### PROBLEM TO SOLVE
All lines featuring the string "React" are to be listed.

### DATA ROWS

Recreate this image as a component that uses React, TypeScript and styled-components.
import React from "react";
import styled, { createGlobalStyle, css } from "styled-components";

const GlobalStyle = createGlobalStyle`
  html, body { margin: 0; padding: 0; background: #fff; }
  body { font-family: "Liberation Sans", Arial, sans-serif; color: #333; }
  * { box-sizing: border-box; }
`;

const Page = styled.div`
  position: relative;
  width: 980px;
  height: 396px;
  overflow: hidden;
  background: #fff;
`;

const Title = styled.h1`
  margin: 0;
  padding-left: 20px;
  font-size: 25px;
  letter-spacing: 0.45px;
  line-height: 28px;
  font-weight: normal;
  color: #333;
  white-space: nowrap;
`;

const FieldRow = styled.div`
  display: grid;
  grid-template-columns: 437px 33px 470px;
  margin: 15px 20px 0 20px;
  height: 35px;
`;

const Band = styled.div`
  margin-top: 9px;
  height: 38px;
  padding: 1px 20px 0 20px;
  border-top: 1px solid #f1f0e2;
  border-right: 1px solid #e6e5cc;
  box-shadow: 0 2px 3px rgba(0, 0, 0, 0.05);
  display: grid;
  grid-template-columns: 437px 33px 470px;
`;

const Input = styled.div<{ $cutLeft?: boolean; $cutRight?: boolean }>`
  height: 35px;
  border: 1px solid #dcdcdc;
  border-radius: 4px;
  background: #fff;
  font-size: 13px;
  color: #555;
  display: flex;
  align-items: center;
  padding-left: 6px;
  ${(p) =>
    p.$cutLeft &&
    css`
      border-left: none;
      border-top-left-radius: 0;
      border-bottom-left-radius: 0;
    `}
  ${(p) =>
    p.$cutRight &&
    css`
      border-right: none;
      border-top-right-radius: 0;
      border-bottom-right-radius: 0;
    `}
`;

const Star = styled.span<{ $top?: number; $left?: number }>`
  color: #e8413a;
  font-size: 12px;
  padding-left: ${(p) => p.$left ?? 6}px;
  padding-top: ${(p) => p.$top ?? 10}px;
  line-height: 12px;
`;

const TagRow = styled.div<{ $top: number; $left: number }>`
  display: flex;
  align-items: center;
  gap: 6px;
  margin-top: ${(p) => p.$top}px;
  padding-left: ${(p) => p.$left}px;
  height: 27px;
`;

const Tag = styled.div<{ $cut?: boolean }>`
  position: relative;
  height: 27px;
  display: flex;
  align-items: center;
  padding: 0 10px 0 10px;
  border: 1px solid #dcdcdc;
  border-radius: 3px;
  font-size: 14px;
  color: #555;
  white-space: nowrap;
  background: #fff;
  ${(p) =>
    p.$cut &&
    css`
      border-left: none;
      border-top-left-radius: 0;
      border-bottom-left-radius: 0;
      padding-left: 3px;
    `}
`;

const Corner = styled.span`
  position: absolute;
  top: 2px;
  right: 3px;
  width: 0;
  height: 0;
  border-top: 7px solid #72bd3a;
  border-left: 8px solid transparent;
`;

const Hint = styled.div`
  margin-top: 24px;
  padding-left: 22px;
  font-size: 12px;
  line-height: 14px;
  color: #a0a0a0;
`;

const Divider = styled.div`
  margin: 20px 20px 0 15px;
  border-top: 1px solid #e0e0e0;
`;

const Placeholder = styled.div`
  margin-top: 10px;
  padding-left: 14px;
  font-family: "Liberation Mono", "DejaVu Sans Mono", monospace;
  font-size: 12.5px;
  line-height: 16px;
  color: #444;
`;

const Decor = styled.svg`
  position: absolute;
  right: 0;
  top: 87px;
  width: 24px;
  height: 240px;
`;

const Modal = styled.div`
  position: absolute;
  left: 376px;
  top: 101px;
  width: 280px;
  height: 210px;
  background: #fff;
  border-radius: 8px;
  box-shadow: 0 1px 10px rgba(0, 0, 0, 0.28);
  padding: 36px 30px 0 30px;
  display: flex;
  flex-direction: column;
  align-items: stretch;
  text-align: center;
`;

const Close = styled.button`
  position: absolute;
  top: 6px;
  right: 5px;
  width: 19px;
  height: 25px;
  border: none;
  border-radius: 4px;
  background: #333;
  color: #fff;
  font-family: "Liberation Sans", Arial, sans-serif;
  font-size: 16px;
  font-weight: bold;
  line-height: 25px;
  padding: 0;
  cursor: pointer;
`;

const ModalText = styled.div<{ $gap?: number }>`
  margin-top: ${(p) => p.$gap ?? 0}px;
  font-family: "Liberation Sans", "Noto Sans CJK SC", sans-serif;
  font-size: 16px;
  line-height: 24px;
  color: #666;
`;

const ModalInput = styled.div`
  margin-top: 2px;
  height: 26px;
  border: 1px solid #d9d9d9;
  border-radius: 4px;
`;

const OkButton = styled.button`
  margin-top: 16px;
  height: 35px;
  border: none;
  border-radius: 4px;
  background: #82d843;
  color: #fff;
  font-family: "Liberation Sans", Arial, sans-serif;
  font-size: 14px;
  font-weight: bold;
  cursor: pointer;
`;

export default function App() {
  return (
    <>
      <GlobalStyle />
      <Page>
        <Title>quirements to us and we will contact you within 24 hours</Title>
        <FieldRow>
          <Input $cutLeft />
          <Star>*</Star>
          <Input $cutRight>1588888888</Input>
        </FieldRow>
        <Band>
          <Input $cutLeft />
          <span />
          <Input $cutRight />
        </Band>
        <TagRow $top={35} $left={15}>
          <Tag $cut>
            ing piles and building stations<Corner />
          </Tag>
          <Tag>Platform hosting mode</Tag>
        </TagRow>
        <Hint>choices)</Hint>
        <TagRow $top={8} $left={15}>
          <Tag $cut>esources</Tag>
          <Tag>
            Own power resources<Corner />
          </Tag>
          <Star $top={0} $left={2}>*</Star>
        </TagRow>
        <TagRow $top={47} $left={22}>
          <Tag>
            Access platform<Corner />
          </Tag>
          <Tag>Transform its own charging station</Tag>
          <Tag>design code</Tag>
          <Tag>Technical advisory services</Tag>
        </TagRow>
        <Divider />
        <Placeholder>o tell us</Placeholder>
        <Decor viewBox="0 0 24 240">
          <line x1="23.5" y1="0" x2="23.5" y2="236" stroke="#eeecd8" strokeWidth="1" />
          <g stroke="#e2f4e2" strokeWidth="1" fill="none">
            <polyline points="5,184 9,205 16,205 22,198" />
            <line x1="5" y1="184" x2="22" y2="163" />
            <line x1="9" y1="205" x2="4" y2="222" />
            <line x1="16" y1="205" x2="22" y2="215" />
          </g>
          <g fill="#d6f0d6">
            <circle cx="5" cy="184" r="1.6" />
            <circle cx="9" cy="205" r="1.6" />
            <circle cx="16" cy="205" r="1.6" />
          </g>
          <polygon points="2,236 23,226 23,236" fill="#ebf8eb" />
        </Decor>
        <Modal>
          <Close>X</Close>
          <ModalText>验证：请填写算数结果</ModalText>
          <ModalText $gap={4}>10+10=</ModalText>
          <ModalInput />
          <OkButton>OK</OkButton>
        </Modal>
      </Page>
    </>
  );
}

==

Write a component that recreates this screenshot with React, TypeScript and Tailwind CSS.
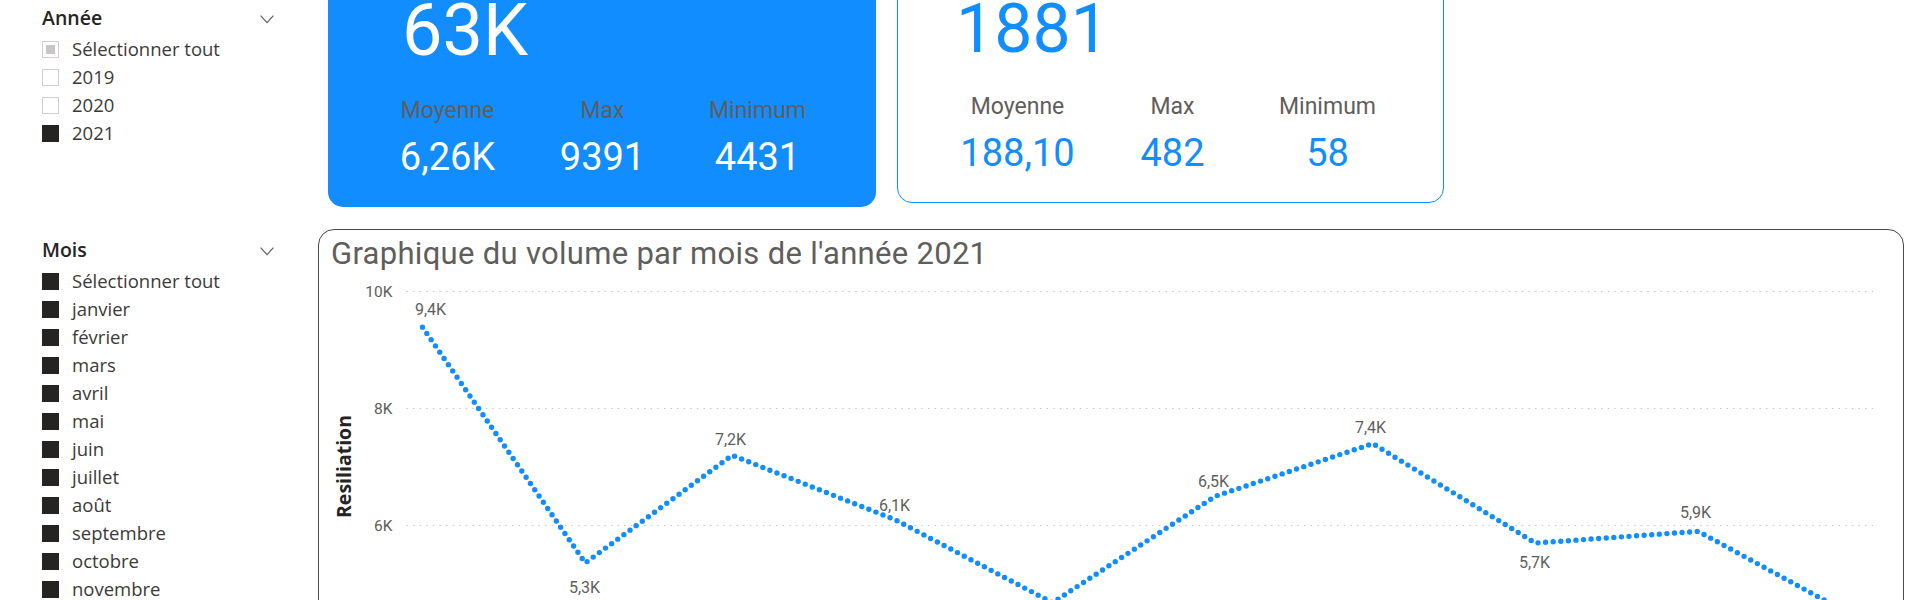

### RESPONSE
Recreate this image as a component that uses React, TypeScript and styled-components.
import React from "react";
Write a component that recreates this screenshot with React, TypeScript and Tailwind CSS.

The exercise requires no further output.